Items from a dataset
=-=-=-=-=
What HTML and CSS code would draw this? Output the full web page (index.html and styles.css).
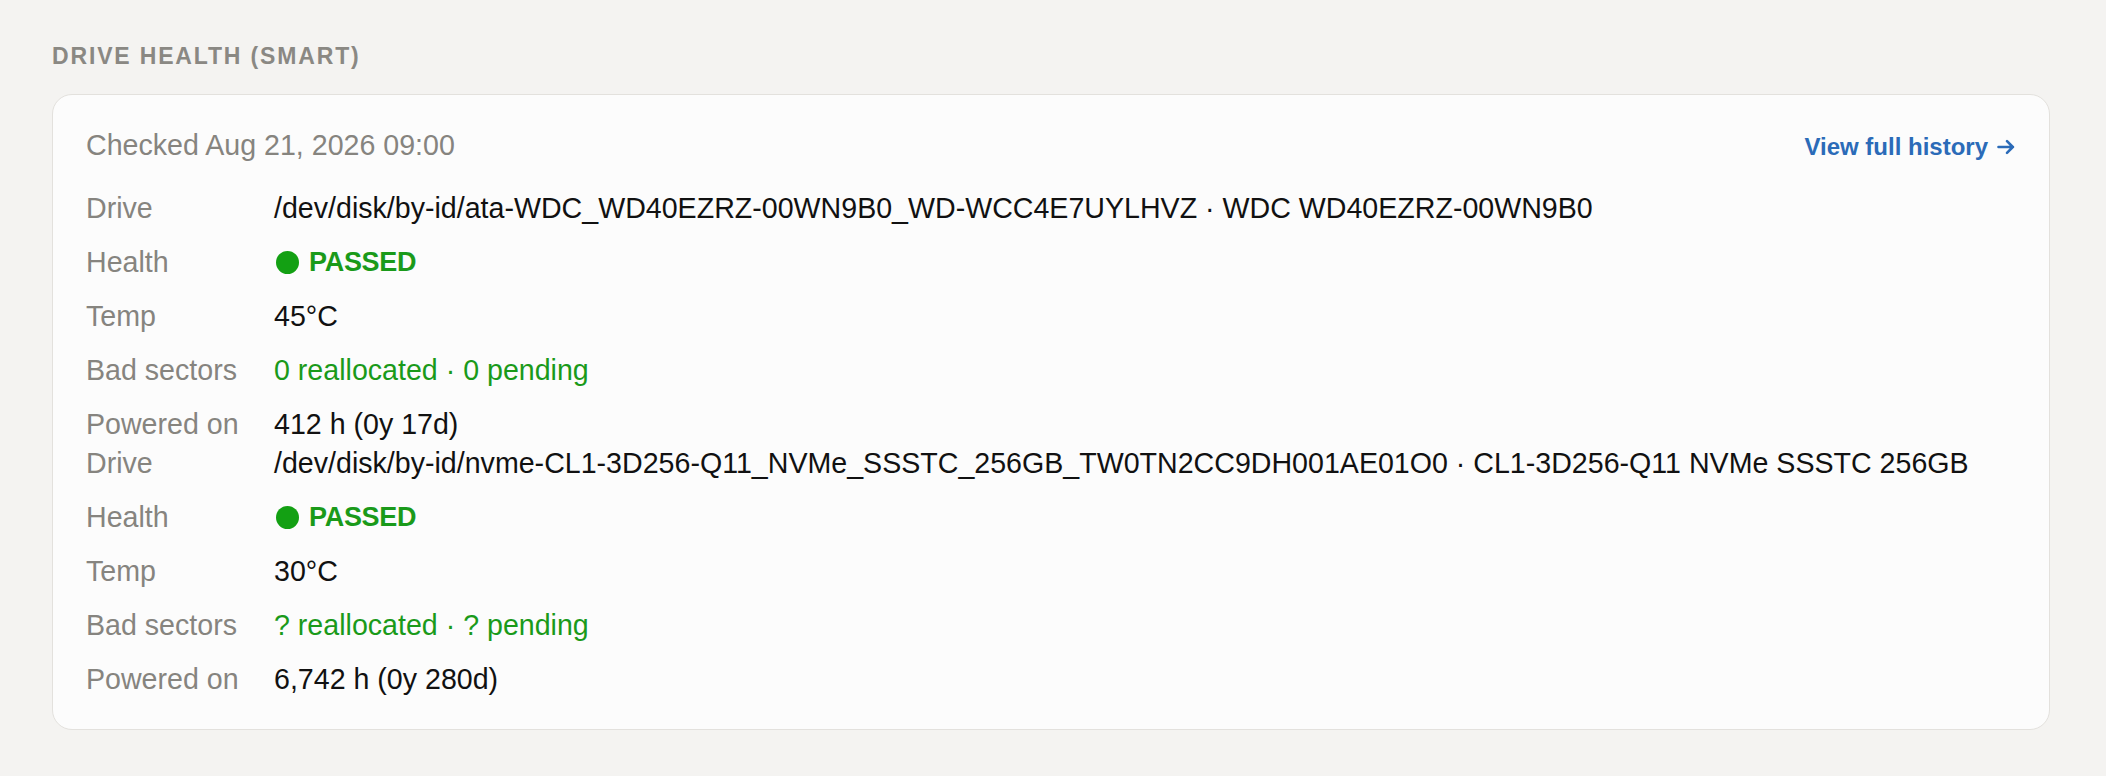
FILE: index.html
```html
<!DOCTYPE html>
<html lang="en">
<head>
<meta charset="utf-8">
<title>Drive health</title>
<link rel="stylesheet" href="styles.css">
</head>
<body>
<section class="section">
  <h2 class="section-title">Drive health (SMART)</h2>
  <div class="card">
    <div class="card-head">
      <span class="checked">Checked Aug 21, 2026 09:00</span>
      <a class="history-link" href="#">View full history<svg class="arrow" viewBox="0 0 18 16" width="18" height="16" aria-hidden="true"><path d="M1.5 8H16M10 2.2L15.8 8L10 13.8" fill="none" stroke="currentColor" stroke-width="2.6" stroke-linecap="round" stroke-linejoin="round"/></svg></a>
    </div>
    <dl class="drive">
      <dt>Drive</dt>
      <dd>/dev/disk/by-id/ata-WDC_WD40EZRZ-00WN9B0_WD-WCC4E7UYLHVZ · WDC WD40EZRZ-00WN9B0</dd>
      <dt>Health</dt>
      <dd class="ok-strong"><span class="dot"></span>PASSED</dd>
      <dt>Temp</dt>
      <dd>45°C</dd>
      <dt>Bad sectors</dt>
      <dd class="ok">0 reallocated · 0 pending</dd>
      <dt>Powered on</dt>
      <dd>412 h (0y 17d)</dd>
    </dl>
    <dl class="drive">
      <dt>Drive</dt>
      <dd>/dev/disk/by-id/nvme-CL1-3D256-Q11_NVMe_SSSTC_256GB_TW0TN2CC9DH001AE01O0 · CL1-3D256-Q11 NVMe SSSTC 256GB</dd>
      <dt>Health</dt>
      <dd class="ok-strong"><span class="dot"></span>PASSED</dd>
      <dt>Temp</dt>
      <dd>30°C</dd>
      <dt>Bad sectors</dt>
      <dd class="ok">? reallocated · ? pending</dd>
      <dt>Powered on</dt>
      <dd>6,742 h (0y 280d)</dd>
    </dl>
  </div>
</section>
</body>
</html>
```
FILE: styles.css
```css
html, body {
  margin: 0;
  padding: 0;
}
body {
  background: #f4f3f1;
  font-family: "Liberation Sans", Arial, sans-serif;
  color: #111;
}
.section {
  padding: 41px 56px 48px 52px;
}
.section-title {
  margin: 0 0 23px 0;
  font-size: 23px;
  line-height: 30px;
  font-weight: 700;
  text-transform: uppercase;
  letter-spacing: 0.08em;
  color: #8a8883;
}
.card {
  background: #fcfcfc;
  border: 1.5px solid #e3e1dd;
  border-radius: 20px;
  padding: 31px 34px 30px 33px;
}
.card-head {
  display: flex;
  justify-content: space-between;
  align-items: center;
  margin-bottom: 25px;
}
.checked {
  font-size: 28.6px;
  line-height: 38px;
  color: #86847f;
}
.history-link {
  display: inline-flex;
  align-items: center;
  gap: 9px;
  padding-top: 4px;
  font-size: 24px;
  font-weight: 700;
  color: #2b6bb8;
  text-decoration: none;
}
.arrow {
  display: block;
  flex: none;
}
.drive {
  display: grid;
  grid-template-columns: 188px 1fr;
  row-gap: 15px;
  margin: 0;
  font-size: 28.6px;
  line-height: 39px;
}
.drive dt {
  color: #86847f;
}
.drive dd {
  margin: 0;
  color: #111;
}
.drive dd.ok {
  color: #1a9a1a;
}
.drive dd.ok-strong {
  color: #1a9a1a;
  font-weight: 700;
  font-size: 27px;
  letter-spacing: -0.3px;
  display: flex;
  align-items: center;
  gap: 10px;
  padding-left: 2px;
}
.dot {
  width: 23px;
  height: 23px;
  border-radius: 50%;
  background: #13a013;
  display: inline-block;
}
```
=-=-=-=-=
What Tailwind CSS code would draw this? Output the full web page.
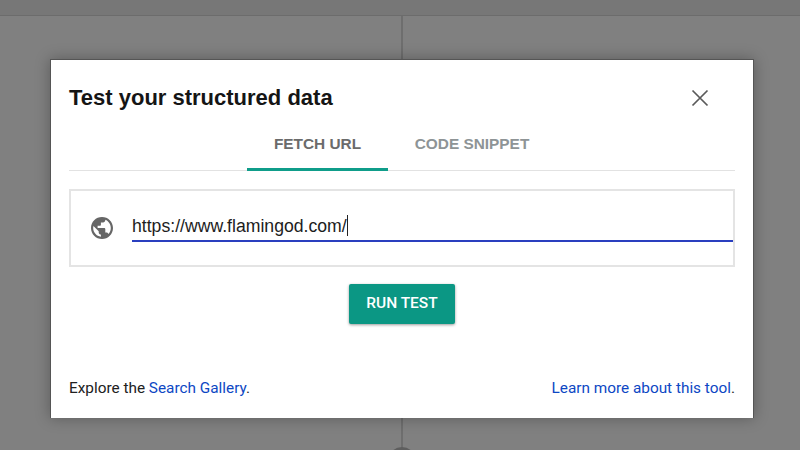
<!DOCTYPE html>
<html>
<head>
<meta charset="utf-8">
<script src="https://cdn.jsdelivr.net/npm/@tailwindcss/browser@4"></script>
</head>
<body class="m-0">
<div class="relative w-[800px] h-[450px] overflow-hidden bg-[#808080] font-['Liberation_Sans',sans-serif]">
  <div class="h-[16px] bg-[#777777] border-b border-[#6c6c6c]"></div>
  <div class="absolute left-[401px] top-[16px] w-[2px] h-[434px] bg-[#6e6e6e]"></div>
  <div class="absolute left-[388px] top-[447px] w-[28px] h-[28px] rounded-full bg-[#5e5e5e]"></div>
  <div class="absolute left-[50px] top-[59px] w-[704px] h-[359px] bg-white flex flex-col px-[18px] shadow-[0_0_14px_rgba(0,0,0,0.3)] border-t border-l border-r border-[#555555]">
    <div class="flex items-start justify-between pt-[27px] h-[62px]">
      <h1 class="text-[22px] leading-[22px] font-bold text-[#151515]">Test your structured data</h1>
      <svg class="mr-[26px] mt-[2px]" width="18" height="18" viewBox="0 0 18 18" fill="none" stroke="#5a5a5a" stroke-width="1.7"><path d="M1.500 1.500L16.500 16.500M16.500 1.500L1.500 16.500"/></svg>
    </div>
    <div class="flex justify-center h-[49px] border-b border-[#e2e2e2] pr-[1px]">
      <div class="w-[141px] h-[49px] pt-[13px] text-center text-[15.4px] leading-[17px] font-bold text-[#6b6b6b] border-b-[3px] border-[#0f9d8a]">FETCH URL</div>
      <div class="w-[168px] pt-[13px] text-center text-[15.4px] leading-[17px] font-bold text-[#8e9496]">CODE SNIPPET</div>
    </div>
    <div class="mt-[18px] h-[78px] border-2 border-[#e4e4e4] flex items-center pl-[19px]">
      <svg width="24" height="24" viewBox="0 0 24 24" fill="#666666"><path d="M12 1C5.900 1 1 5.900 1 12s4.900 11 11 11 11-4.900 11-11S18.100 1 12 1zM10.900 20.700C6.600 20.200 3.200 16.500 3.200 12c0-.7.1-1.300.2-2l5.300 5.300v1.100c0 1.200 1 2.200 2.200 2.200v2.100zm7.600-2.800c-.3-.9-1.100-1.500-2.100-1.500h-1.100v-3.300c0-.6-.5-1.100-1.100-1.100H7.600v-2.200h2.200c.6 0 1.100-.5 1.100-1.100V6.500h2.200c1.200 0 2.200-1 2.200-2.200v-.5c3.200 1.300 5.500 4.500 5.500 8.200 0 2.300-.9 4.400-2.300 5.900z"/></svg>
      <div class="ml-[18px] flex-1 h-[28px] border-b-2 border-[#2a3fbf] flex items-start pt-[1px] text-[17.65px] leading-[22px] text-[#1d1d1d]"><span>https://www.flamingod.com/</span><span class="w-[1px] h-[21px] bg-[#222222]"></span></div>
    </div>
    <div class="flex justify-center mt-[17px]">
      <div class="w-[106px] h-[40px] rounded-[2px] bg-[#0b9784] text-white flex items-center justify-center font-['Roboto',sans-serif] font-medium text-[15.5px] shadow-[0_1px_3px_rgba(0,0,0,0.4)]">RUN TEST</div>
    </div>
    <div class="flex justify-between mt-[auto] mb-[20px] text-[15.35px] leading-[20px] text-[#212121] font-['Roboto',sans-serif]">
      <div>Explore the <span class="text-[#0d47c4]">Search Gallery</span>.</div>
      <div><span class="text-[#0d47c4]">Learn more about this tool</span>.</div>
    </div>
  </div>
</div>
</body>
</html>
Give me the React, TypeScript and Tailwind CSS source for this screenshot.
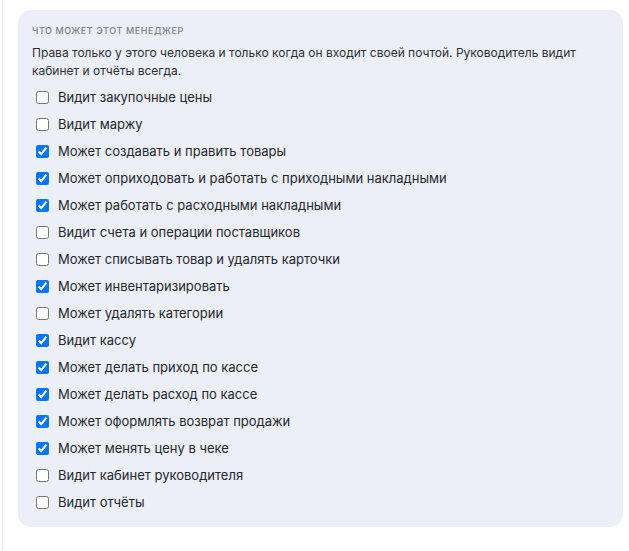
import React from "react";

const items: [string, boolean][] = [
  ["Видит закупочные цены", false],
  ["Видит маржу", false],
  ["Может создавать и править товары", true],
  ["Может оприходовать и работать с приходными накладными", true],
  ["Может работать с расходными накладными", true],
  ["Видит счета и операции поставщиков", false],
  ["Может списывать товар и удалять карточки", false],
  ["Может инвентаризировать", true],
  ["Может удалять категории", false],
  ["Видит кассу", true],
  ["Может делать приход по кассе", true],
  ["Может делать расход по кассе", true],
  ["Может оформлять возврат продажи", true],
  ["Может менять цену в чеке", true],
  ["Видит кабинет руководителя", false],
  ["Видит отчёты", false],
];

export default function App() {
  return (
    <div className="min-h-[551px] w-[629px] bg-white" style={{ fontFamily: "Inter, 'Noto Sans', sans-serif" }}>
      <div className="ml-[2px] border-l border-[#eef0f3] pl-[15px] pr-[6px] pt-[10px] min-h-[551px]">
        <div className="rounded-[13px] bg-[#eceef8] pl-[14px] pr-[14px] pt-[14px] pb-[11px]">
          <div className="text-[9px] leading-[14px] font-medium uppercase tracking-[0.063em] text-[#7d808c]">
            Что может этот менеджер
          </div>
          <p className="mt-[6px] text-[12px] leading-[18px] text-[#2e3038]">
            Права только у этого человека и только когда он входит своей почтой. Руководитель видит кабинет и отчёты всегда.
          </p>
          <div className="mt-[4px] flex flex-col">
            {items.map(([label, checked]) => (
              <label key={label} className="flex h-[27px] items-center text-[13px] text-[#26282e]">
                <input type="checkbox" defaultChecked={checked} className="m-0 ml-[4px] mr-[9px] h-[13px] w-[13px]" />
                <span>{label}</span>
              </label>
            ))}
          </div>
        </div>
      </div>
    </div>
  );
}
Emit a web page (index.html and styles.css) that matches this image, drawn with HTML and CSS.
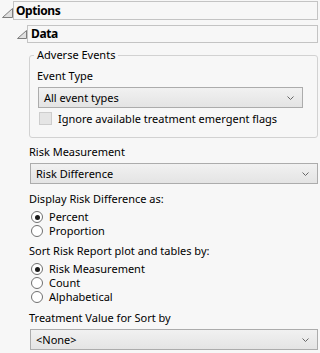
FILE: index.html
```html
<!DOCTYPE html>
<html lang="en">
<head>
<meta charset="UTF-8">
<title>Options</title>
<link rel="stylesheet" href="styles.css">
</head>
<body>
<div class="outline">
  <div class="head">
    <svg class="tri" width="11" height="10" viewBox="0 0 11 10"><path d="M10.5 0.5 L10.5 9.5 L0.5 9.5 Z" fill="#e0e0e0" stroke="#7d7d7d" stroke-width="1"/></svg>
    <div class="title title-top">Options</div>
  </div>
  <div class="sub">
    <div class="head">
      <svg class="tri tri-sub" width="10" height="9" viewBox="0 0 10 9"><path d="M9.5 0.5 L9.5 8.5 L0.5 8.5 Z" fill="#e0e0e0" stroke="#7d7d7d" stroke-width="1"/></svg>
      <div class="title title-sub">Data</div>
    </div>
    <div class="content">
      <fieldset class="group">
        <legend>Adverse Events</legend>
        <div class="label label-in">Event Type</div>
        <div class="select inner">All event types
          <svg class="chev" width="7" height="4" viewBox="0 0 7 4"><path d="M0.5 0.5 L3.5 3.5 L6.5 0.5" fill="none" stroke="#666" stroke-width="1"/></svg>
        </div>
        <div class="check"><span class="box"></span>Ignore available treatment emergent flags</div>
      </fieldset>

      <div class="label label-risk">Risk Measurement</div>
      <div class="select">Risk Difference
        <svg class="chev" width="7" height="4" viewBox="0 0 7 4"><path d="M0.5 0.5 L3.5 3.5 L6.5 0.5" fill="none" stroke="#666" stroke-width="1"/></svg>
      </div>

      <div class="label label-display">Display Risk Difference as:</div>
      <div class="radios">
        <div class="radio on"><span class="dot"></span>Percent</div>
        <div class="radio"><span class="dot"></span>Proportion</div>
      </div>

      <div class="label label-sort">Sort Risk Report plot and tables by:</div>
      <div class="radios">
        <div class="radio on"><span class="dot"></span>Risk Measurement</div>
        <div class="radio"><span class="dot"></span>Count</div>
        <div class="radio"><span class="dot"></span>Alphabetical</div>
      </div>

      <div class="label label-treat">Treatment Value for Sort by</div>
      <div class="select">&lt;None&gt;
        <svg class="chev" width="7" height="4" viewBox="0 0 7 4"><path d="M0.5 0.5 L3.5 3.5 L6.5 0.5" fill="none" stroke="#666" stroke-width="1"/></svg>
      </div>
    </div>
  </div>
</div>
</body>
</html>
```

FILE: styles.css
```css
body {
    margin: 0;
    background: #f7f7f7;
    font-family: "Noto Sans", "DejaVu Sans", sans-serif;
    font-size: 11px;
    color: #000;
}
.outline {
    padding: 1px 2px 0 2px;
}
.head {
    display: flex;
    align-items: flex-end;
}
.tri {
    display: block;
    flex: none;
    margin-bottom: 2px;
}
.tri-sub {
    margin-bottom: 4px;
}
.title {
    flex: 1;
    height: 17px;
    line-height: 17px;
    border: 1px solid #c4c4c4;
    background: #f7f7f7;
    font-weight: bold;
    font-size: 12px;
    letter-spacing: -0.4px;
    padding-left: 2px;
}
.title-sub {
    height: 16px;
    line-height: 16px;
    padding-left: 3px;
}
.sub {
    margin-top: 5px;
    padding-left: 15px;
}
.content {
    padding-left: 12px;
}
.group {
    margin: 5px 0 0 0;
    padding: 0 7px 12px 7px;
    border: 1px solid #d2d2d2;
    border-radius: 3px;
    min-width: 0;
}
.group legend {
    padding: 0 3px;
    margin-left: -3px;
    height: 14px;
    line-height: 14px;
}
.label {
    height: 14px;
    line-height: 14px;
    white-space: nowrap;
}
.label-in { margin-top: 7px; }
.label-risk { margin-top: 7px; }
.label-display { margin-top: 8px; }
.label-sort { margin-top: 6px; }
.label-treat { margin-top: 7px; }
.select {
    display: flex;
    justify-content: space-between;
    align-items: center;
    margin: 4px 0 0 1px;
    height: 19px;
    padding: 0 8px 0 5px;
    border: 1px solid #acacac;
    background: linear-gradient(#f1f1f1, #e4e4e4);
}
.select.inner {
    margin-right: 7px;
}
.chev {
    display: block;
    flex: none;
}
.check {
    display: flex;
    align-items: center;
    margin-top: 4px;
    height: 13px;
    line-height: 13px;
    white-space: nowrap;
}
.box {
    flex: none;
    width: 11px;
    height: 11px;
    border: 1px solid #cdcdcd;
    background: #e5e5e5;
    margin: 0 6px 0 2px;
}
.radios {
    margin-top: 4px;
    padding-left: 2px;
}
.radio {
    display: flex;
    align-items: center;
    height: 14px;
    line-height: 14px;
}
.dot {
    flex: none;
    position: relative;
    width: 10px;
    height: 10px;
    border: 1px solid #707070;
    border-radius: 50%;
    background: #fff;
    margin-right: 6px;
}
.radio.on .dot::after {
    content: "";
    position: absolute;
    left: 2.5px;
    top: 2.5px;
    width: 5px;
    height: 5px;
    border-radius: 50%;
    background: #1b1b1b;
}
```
=-=-=-=-=
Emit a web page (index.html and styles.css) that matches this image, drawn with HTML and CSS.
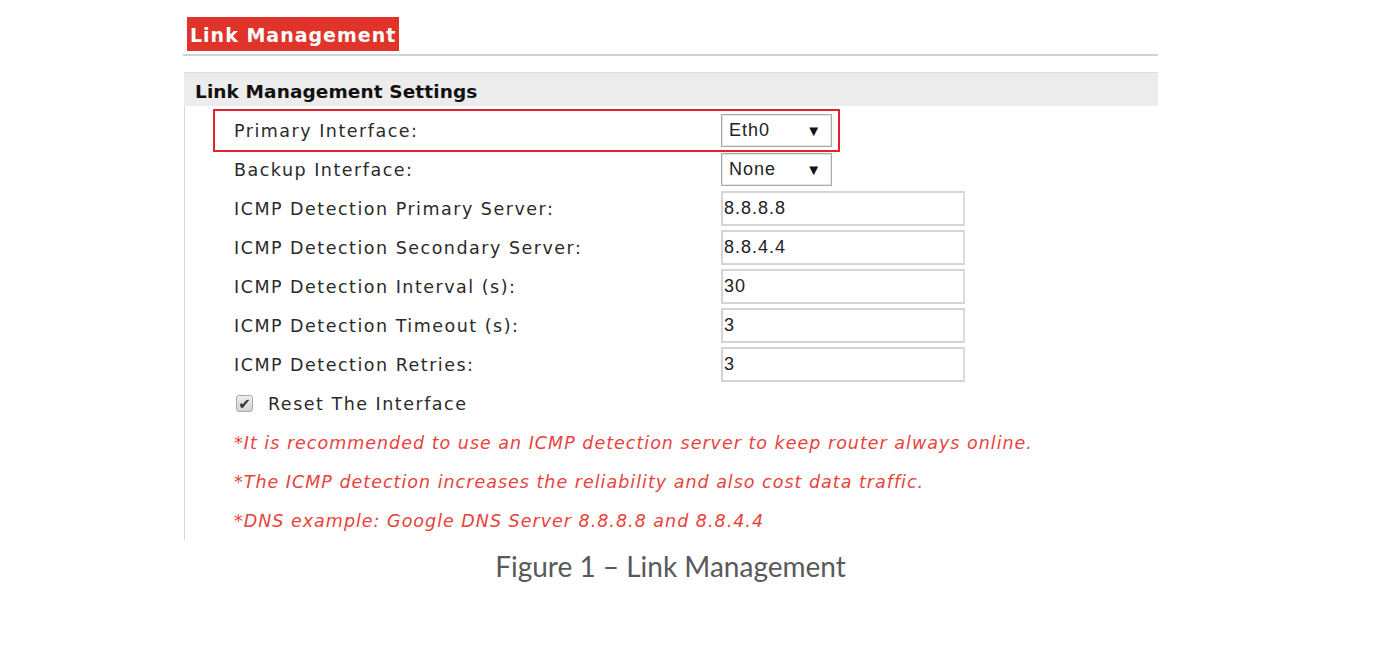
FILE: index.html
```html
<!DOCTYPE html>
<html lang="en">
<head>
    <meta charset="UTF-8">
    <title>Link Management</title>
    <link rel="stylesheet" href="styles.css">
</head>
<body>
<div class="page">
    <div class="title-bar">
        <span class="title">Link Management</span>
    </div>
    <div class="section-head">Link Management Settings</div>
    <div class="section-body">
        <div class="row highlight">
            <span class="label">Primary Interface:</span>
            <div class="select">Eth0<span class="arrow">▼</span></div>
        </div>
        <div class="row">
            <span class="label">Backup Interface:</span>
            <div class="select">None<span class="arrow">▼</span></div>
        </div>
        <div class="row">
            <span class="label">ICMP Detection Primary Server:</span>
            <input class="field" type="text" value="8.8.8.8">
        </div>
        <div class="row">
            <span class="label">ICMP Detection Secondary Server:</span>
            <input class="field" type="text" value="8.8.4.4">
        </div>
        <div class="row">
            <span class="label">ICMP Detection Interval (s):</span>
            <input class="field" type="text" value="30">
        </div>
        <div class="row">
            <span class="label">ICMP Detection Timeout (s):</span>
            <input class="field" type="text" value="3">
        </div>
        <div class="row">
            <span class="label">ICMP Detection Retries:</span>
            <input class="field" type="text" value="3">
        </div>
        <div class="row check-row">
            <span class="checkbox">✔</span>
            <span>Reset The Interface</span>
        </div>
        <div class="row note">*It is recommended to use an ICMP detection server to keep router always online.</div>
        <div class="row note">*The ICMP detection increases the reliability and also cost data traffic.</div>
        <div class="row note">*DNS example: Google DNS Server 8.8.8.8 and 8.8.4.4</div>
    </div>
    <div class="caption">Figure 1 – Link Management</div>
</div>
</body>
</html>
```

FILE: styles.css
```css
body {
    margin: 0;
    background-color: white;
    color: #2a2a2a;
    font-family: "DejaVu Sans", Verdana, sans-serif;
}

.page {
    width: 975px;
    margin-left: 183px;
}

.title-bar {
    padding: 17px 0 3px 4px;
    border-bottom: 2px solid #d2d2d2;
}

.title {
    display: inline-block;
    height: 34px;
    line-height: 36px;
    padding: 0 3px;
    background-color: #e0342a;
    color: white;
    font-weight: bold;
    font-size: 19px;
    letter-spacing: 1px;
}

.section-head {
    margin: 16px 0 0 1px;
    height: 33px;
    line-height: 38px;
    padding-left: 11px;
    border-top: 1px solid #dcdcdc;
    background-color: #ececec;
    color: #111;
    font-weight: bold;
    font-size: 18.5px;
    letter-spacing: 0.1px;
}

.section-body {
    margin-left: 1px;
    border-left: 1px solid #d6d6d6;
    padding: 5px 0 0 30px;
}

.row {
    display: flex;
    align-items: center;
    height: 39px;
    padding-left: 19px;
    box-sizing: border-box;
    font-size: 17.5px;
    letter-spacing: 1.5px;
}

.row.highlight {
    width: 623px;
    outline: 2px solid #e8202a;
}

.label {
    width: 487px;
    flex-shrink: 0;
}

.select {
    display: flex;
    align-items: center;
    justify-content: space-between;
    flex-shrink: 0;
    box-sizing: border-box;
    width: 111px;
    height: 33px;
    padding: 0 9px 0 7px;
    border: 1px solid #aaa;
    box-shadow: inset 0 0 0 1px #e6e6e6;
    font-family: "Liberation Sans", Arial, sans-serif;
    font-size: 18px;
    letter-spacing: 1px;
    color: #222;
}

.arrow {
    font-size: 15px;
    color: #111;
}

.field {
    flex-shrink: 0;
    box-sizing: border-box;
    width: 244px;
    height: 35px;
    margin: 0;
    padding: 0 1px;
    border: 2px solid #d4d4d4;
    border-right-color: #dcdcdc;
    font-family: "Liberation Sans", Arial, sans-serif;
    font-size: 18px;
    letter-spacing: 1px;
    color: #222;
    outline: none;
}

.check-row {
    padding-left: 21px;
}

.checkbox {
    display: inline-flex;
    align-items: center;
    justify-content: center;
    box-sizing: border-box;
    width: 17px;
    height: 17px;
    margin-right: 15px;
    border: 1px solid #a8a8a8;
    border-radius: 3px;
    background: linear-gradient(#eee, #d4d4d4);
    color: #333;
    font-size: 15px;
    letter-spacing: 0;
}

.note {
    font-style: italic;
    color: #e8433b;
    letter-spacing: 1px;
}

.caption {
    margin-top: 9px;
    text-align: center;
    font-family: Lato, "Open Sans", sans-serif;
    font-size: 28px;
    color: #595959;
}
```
=-=-=-=-=
Exactly as they appear, write out the lines from the one containing "Give me the" down to the one containing "import React from", both included. Pictures are left out.

Give me the React, TypeScript and Tailwind CSS source for this screenshot.
import React from "react";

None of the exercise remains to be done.